The Federal Reserve said industrial production rose 1.3 percent in October, a bigger gain than expected. However, the slight increase was relative to a downwardly revised tally for September, when production registered its steepest drop in 62 years. "Manufacturing activity, which cushioned the economy earlier in the year on the strength of exports, appears to have plunged into a deep recession," wrote economists John Ryding and Conrad DeQuadros of RDQ economics.
Meanwhile, auto parts companies have joined Detroit’s Big Three automakers—General Motors, Ford and Chrysler—in seeking a portion of the $700 billion government bailout. Economists predict that if one or more of the automakers were to fail, some three million jobs could be wiped out throughout the economy. Congress is holding discussions on the bailout under conditions of a growing consensus—reiterated by President-Elect Barack Obama in his “60 Minutes” interview Sunday—that any government aid package would be contingent on auto workers accepting sweeping wage and benefit concessions.
The economic downturn is already taking a massive social toll. The number of personal bankruptcy filings jumped almost 8 percent in October over the previous month—after increasing sharply over the last two years—according to Mike Bickford, president of the Automated Access to Court Electronic Records, a bankruptcy data and management company.
The New York Times reported that bankruptcy filings totaled 108,595 last month, surpassing 100,000 for the first time since a law that made it more difficult and expensive to file for bankruptcy took effect in 2005. That translated to an average of 4,936 bankruptcies filed each business day last month, up nearly 34 percent from October 2007.

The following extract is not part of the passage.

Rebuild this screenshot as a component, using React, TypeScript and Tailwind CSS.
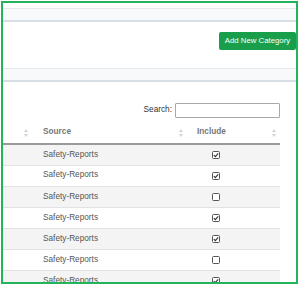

“Not only are filings up,” the newspaper reported, “but recent filers have had much more credit card debt, often run up in an attempt to keep current on a mortgage that now exceeds the value of their home, bankruptcy lawyers said in interviews. A recent study found that the typical family who filed for bankruptcy in 2007 was carrying about 21 percent more in secured debts, like mortgages and car loans, and about 44 percent more in unsecured debts, like credit cards and medical and utility bills, than filers in 2001.”

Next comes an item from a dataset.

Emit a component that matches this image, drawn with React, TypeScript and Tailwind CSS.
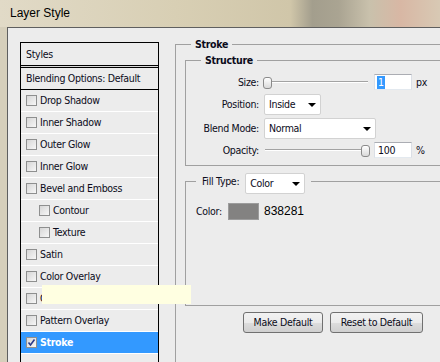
import React from "react";

type Effect = { label: string; indent?: boolean; checked?: boolean; selected?: boolean };

const effects: Effect[] = [
  { label: "Drop Shadow" },
  { label: "Inner Shadow" },
  { label: "Outer Glow" },
  { label: "Inner Glow" },
  { label: "Bevel and Emboss" },
  { label: "Contour", indent: true },
  { label: "Texture", indent: true },
  { label: "Satin" },
  { label: "Color Overlay" },
  { label: "Gradient Overlay" },
  { label: "Pattern Overlay" },
  { label: "Stroke", checked: true, selected: true },
];

function Checkbox({ checked }: { checked?: boolean }) {
  return (
    <div className="w-[11px] h-[11px] shrink-0 border border-[#8e8f8f] bg-[linear-gradient(135deg,#d6d6d6,#f7f7f7)] flex items-center justify-center">
      {checked && (
        <svg width="9" height="9" viewBox="0 0 9 9">
          <path d="M1.5 4.5 L3.5 7 L7.5 1.5" fill="none" stroke="#2a3a8c" strokeWidth="1.6" />
        </svg>
      )}
    </div>
  );
}

function Arrow() {
  return (
    <svg width="8" height="4" viewBox="0 0 8 4" className="shrink-0">
      <path d="M0 0 H8 L4 4 Z" fill="#000" />
    </svg>
  );
}

function Select({ value, width }: { value: string; width: string }) {
  return (
    <div className={`${width} h-[21px] bg-white border border-[#d2d2d2] rounded-[2px] flex items-center justify-between pl-[4px] pr-[4px]`}>
      <span>{value}</span>
      <Arrow />
    </div>
  );
}

function Slider({ thumb }: { thumb: string }) {
  return (
    <div className="relative w-[107px] h-full ml-[4px] flex items-center">
      <div className="mx-[2px] w-full h-[2px] border-t border-[#a3a3a3] border-b border-b-white" />
      <div className={`absolute ${thumb} top-[3px] w-[9px] h-[12px] rounded-[3px] border border-[#8a8a8a] bg-[linear-gradient(180deg,#ffffff,#d9d9d9)]`} />
    </div>
  );
}

function NumberBox({ children }: { children: React.ReactNode }) {
  return (
    <div className="ml-[4px] w-[38px] h-[16px] bg-white border border-[#abadb3] border-l-[#dbdfe6] border-r-[#dbdfe6] border-b-[#e3e9ef] flex items-center pl-[2px]">
      {children}
    </div>
  );
}

export default function App() {
  return (
    <div className="w-[440px] h-[362px] overflow-hidden relative bg-[#d6cfbb] text-[10.5px] leading-[13px] tracking-[-0.3px] text-[#0b0b1a] font-['DejaVu_Sans_Condensed','Liberation_Sans',sans-serif]">
      {/* title bar */}
      <div className="h-[27px] flex items-center pl-[10px] bg-[linear-gradient(90deg,#e1dac7_0%,#d8cfb4_40%,#d0c6a9_66%,#a39e8d_71%,#aaa492_77%,#c9c1ac_84%,#d8b7a4_91%,#d8c9b4_100%)]">
        <span className="text-[12px] tracking-normal text-black font-['Liberation_Sans',sans-serif]">Layer Style</span>
      </div>

      <div className="flex h-[335px]">
        <div className="w-[7px] shrink-0" />
        <div className="flex-1 bg-[#ececec] border-l border-t border-[#5f5f5f] flex pt-[10px] pl-[12px]">
          {/* styles list */}
          <div className="w-[139px] shrink-0 mt-[4px] border border-b-0 border-black flex flex-col">
            <div className="h-[23px] shrink-0 flex items-center pl-[5px] border-b border-black">Styles</div>
            <div className="h-[1px] shrink-0 bg-[#d8d8d8]" />
            <div className="h-[23px] shrink-0 flex items-center pl-[5px] border-t border-b border-black">
              Blending Options: Default
            </div>
            {effects.map((e) => (
              <div
                key={e.label}
                className={`h-[22px] shrink-0 flex items-center gap-[3px] border-b border-white ${
                  e.indent ? "pl-[18px]" : "pl-[5px]"
                } ${e.selected ? "bg-[#3399ff] text-white font-bold" : ""}`}
              >
                <Checkbox checked={e.checked} />
                <span>{e.label}</span>
              </div>
            ))}
          </div>

          {/* stroke group */}
          <fieldset className="ml-[16px] w-[300px] shrink-0 border-l border-t border-[#a0a0a0]">
            <legend className="ml-[15px] px-[4px] font-bold">Stroke</legend>

            <fieldset className="ml-[9px] mt-[3px] border-l border-t border-b border-[#a0a0a0] pb-[7px]">
              <legend className="ml-[15px] px-[4px] font-bold">Structure</legend>
              <div className="mt-[7px] h-[16px] flex items-center">
                <div className="w-[73px] text-right">Size:</div>
                <Slider thumb="left-0" />
                <NumberBox>
                  <span className="bg-[#3399ff] text-white px-[1px]">1</span>
                </NumberBox>
                <span className="ml-[4px]">px</span>
              </div>
              <div className="mt-[4px] h-[21px] flex items-center">
                <div className="w-[73px] text-right">Position:</div>
                <div className="ml-[5px]">
                  <Select value="Inside" width="w-[57px]" />
                </div>
              </div>
              <div className="mt-[3px] h-[21px] flex items-center">
                <div className="w-[73px] text-right">Blend Mode:</div>
                <div className="ml-[5px]">
                  <Select value="Normal" width="w-[112px]" />
                </div>
              </div>
              <div className="mt-[3px] h-[16px] flex items-center">
                <div className="w-[73px] text-right">Opacity:</div>
                <Slider thumb="left-[98px]" />
                <NumberBox>
                  <span className="pl-[1px]">100</span>
                </NumberBox>
                <span className="ml-[4px]">%</span>
              </div>
            </fieldset>

            <fieldset className="ml-[9px] mt-[7px] border-l border-t border-b border-[#a0a0a0] pb-[85px]">
              <legend className="ml-[10px] px-[6px] h-[17px] flex items-start gap-[6px]">
                <span className="mt-[2px]">Fill Type:</span>
                <Select value="Color" width="w-[60px]" />
              </legend>
              <div className="mt-[13px] h-[17px] flex items-center pl-[10px]">
                <span className="w-[32px]">Color:</span>
                <div className="w-[31px] h-[17px] border border-[#9c9c9c] bg-[#838281]" />
                <span className="ml-[5px] text-[12px] tracking-normal text-black font-['Liberation_Sans',sans-serif]">838281</span>
              </div>
            </fieldset>

            <div className="mt-[6px] pl-[67px] flex gap-[7px]">
              <button className="w-[80px] h-[21px] rounded-[3px] border border-[#707070] bg-[linear-gradient(180deg,#f2f2f2_0%,#ebebeb_50%,#dddddd_51%,#cfcfcf_100%)] text-[10.5px]">
                Make Default
              </button>
              <button className="w-[93px] h-[21px] rounded-[3px] border border-[#707070] bg-[linear-gradient(180deg,#f2f2f2_0%,#ebebeb_50%,#dddddd_51%,#cfcfcf_100%)] text-[10.5px]">
                Reset to Default
              </button>
            </div>
          </fieldset>
        </div>
      </div>

      {/* tooltip */}
      <div className="absolute left-[42px] top-[285px] w-[149px] h-[19px] bg-[#ffffe1]" />
    </div>
  );
}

The sharpest increases in bankruptcies were in states where real estate prices have fallen the furthest, including Nevada, California and Florida. In Nevada and California, filings were up 70 and 80 percent respectively over last year.
As tens of millions face the loss of their jobs, homes and financial ruin, years of budget cutting by Democratic and Republican administrations have left the population with little if any government safeguards against destitution. While the current downturn is already developing into the worst seen since the early 1980s, the social safety net that existed then has largely been eliminated.
The Center for American Progress and the National Employment Law Project issued a report Friday noting that tighter restrictions on jobless benefits mean that just 37 percent of unemployed Americans are receiving such benefits today, down from 42 percent during the 1981-82 recession and 50 percent during the 1974-75 downturn.
The report also noted that under conditions in which 1.2 million people have lost their jobs this year, unemployed workers receive a maximum of only 39 weeks of benefits, down from 65 weeks in the 1970s. The average weekly benefit is $293, an amount that only ensures poverty.
Moreover, as a result of the gutting of welfare programs under the Clinton administration and the imposition of tougher restrictions by state governments, just 40 percent of poor families who qualify for public assistance today actually end up receiving it, compared with 80 percent in the recessions of 1981-82 and 1990-91, according to the Center for Budget Policy and Priorities.